_Exercise brief:_ Set down all of the data exactly as it appears.

_Provided data:_
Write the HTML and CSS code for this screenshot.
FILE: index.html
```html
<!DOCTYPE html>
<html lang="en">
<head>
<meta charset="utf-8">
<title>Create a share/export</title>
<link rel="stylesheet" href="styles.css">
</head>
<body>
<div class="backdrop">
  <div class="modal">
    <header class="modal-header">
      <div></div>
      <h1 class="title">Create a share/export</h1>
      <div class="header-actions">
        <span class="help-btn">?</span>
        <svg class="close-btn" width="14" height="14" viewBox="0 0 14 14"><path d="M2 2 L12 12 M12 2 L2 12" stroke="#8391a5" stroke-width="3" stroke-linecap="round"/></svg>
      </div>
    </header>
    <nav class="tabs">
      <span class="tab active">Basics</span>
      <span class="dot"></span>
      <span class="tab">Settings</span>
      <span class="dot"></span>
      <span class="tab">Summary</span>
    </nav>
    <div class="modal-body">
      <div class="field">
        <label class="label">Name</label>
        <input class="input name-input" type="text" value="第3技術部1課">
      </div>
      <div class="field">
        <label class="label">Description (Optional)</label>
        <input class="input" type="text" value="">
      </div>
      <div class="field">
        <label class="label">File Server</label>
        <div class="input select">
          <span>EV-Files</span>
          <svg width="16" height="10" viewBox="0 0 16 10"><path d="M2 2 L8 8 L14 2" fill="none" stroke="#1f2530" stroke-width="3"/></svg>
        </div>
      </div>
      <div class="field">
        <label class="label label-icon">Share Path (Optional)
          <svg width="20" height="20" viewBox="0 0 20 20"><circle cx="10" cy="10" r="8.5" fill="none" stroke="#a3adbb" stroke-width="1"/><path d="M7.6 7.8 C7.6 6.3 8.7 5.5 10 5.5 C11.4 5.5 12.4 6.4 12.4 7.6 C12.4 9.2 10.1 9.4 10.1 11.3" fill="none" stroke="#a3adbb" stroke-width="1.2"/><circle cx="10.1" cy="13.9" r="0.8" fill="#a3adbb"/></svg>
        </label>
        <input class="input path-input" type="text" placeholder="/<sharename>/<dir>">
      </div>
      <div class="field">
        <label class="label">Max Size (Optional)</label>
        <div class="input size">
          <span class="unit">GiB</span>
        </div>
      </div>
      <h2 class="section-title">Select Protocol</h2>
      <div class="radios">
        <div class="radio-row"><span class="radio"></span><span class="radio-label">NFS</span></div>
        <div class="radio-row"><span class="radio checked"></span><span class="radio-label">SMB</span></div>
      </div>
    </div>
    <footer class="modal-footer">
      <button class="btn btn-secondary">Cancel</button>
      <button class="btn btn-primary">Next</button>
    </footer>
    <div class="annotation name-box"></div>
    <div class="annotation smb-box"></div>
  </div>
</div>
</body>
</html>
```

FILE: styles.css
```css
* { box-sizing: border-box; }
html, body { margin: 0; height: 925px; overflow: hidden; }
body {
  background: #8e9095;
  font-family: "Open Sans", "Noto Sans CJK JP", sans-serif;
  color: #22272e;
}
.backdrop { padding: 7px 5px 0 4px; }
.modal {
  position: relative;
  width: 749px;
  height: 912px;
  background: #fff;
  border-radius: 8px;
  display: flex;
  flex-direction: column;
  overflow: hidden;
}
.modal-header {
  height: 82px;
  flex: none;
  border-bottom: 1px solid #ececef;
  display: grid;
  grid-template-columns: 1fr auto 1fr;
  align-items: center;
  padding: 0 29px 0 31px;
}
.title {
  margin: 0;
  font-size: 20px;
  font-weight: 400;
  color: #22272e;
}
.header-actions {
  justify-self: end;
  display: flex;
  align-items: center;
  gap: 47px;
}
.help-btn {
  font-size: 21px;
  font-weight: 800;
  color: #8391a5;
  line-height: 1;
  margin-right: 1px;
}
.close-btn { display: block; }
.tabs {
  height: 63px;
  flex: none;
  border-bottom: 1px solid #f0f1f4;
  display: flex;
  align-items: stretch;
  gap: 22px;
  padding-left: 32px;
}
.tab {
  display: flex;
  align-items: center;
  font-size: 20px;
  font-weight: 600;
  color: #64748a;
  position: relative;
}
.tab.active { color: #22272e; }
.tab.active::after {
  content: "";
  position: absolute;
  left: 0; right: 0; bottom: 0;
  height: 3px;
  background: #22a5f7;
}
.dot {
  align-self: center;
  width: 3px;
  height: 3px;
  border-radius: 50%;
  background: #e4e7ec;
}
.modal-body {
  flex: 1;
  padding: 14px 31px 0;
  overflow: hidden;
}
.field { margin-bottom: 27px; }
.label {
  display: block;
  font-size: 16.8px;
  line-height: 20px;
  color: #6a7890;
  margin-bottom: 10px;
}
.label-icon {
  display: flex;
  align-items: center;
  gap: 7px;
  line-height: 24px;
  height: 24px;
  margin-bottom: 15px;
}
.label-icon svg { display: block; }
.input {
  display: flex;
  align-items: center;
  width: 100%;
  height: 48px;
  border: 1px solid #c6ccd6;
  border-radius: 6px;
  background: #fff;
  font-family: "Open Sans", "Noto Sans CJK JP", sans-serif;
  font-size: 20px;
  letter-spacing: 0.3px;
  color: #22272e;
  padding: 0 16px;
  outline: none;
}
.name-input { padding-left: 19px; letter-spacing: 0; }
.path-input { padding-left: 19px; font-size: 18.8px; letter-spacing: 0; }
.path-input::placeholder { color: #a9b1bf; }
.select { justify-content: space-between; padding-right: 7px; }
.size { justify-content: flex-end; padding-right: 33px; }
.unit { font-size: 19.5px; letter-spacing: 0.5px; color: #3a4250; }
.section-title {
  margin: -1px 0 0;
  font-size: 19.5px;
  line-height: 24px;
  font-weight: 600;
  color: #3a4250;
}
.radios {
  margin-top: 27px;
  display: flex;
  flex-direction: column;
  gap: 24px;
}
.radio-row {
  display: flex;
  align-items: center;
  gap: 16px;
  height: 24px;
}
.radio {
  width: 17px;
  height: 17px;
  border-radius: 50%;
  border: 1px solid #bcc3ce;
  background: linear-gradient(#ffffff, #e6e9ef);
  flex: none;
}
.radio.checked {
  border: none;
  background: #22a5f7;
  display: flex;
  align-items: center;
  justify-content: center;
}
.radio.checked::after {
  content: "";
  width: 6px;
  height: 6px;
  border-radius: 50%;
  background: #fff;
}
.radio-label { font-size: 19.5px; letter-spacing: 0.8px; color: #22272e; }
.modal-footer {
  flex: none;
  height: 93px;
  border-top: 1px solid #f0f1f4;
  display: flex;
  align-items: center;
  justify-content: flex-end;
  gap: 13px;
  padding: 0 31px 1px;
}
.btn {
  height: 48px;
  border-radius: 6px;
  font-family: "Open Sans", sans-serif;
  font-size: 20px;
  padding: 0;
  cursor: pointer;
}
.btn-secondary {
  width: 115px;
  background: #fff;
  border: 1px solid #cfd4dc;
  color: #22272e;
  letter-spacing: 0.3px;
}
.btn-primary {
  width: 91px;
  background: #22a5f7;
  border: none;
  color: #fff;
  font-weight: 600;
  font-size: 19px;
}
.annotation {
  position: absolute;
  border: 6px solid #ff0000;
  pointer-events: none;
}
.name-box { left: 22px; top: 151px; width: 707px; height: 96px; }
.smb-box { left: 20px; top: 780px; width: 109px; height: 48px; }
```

_Solution to this task:_
Write the HTML and CSS code for this screenshot.
FILE: index.html
```html
<!DOCTYPE html>
<html lang="en">
<head>
<meta charset="utf-8">
<title>Create a share/export</title>
<link rel="stylesheet" href="styles.css">
</head>
<body>
<div class="backdrop">
  <div class="modal">
    <header class="modal-header">
      <div></div>
      <h1 class="title">Create a share/export</h1>
      <div class="header-actions">
        <span class="help-btn">?</span>
        <svg class="close-btn" width="14" height="14" viewBox="0 0 14 14"><path d="M2 2 L12 12 M12 2 L2 12" stroke="#8391a5" stroke-width="3" stroke-linecap="round"/></svg>
      </div>
    </header>
    <nav class="tabs">
      <span class="tab active">Basics</span>
      <span class="dot"></span>
      <span class="tab">Settings</span>
      <span class="dot"></span>
      <span class="tab">Summary</span>
    </nav>
    <div class="modal-body">
      <div class="field">
        <label class="label">Name</label>
        <input class="input name-input" type="text" value="第3技術部1課">
      </div>
      <div class="field">
        <label class="label">Description (Optional)</label>
        <input class="input" type="text" value="">
      </div>
      <div class="field">
        <label class="label">File Server</label>
        <div class="input select">
          <span>EV-Files</span>
          <svg width="16" height="10" viewBox="0 0 16 10"><path d="M2 2 L8 8 L14 2" fill="none" stroke="#1f2530" stroke-width="3"/></svg>
        </div>
      </div>
      <div class="field">
        <label class="label label-icon">Share Path (Optional)
          <svg width="20" height="20" viewBox="0 0 20 20"><circle cx="10" cy="10" r="8.5" fill="none" stroke="#a3adbb" stroke-width="1"/><path d="M7.6 7.8 C7.6 6.3 8.7 5.5 10 5.5 C11.4 5.5 12.4 6.4 12.4 7.6 C12.4 9.2 10.1 9.4 10.1 11.3" fill="none" stroke="#a3adbb" stroke-width="1.2"/><circle cx="10.1" cy="13.9" r="0.8" fill="#a3adbb"/></svg>
        </label>
        <input class="input path-input" type="text" placeholder="/<sharename>/<dir>">
      </div>
      <div class="field">
        <label class="label">Max Size (Optional)</label>
        <div class="input size">
          <span class="unit">GiB</span>
        </div>
      </div>
      <h2 class="section-title">Select Protocol</h2>
      <div class="radios">
        <div class="radio-row"><span class="radio"></span><span class="radio-label">NFS</span></div>
        <div class="radio-row"><span class="radio checked"></span><span class="radio-label">SMB</span></div>
      </div>
    </div>
    <footer class="modal-footer">
      <button class="btn btn-secondary">Cancel</button>
      <button class="btn btn-primary">Next</button>
    </footer>
    <div class="annotation name-box"></div>
    <div class="annotation smb-box"></div>
  </div>
</div>
</body>
</html>
```

FILE: styles.css
```css
* { box-sizing: border-box; }
html, body { margin: 0; height: 925px; overflow: hidden; }
body {
  background: #8e9095;
  font-family: "Open Sans", "Noto Sans CJK JP", sans-serif;
  color: #22272e;
}
.backdrop { padding: 7px 5px 0 4px; }
.modal {
  position: relative;
  width: 749px;
  height: 912px;
  background: #fff;
  border-radius: 8px;
  display: flex;
  flex-direction: column;
  overflow: hidden;
}
.modal-header {
  height: 82px;
  flex: none;
  border-bottom: 1px solid #ececef;
  display: grid;
  grid-template-columns: 1fr auto 1fr;
  align-items: center;
  padding: 0 29px 0 31px;
}
.title {
  margin: 0;
  font-size: 20px;
  font-weight: 400;
  color: #22272e;
}
.header-actions {
  justify-self: end;
  display: flex;
  align-items: center;
  gap: 47px;
}
.help-btn {
  font-size: 21px;
  font-weight: 800;
  color: #8391a5;
  line-height: 1;
  margin-right: 1px;
}
.close-btn { display: block; }
.tabs {
  height: 63px;
  flex: none;
  border-bottom: 1px solid #f0f1f4;
  display: flex;
  align-items: stretch;
  gap: 22px;
  padding-left: 32px;
}
.tab {
  display: flex;
  align-items: center;
  font-size: 20px;
  font-weight: 600;
  color: #64748a;
  position: relative;
}
.tab.active { color: #22272e; }
.tab.active::after {
  content: "";
  position: absolute;
  left: 0; right: 0; bottom: 0;
  height: 3px;
  background: #22a5f7;
}
.dot {
  align-self: center;
  width: 3px;
  height: 3px;
  border-radius: 50%;
  background: #e4e7ec;
}
.modal-body {
  flex: 1;
  padding: 14px 31px 0;
  overflow: hidden;
}
.field { margin-bottom: 27px; }
.label {
  display: block;
  font-size: 16.8px;
  line-height: 20px;
  color: #6a7890;
  margin-bottom: 10px;
}
.label-icon {
  display: flex;
  align-items: center;
  gap: 7px;
  line-height: 24px;
  height: 24px;
  margin-bottom: 15px;
}
.label-icon svg { display: block; }
.input {
  display: flex;
  align-items: center;
  width: 100%;
  height: 48px;
  border: 1px solid #c6ccd6;
  border-radius: 6px;
  background: #fff;
  font-family: "Open Sans", "Noto Sans CJK JP", sans-serif;
  font-size: 20px;
  letter-spacing: 0.3px;
  color: #22272e;
  padding: 0 16px;
  outline: none;
}
.name-input { padding-left: 19px; letter-spacing: 0; }
.path-input { padding-left: 19px; font-size: 18.8px; letter-spacing: 0; }
.path-input::placeholder { color: #a9b1bf; }
.select { justify-content: space-between; padding-right: 7px; }
.size { justify-content: flex-end; padding-right: 33px; }
.unit { font-size: 19.5px; letter-spacing: 0.5px; color: #3a4250; }
.section-title {
  margin: -1px 0 0;
  font-size: 19.5px;
  line-height: 24px;
  font-weight: 600;
  color: #3a4250;
}
.radios {
  margin-top: 27px;
  display: flex;
  flex-direction: column;
  gap: 24px;
}
.radio-row {
  display: flex;
  align-items: center;
  gap: 16px;
  height: 24px;
}
.radio {
  width: 17px;
  height: 17px;
  border-radius: 50%;
  border: 1px solid #bcc3ce;
  background: linear-gradient(#ffffff, #e6e9ef);
  flex: none;
}
.radio.checked {
  border: none;
  background: #22a5f7;
  display: flex;
  align-items: center;
  justify-content: center;
}
.radio.checked::after {
  content: "";
  width: 6px;
  height: 6px;
  border-radius: 50%;
  background: #fff;
}
.radio-label { font-size: 19.5px; letter-spacing: 0.8px; color: #22272e; }
.modal-footer {
  flex: none;
  height: 93px;
  border-top: 1px solid #f0f1f4;
  display: flex;
  align-items: center;
  justify-content: flex-end;
  gap: 13px;
  padding: 0 31px 1px;
}
.btn {
  height: 48px;
  border-radius: 6px;
  font-family: "Open Sans", sans-serif;
  font-size: 20px;
  padding: 0;
  cursor: pointer;
}
.btn-secondary {
  width: 115px;
  background: #fff;
  border: 1px solid #cfd4dc;
  color: #22272e;
  letter-spacing: 0.3px;
}
.btn-primary {
  width: 91px;
  background: #22a5f7;
  border: none;
  color: #fff;
  font-weight: 600;
  font-size: 19px;
}
.annotation {
  position: absolute;
  border: 6px solid #ff0000;
  pointer-events: none;
}
.name-box { left: 22px; top: 151px; width: 707px; height: 96px; }
.smb-box { left: 20px; top: 780px; width: 109px; height: 48px; }
```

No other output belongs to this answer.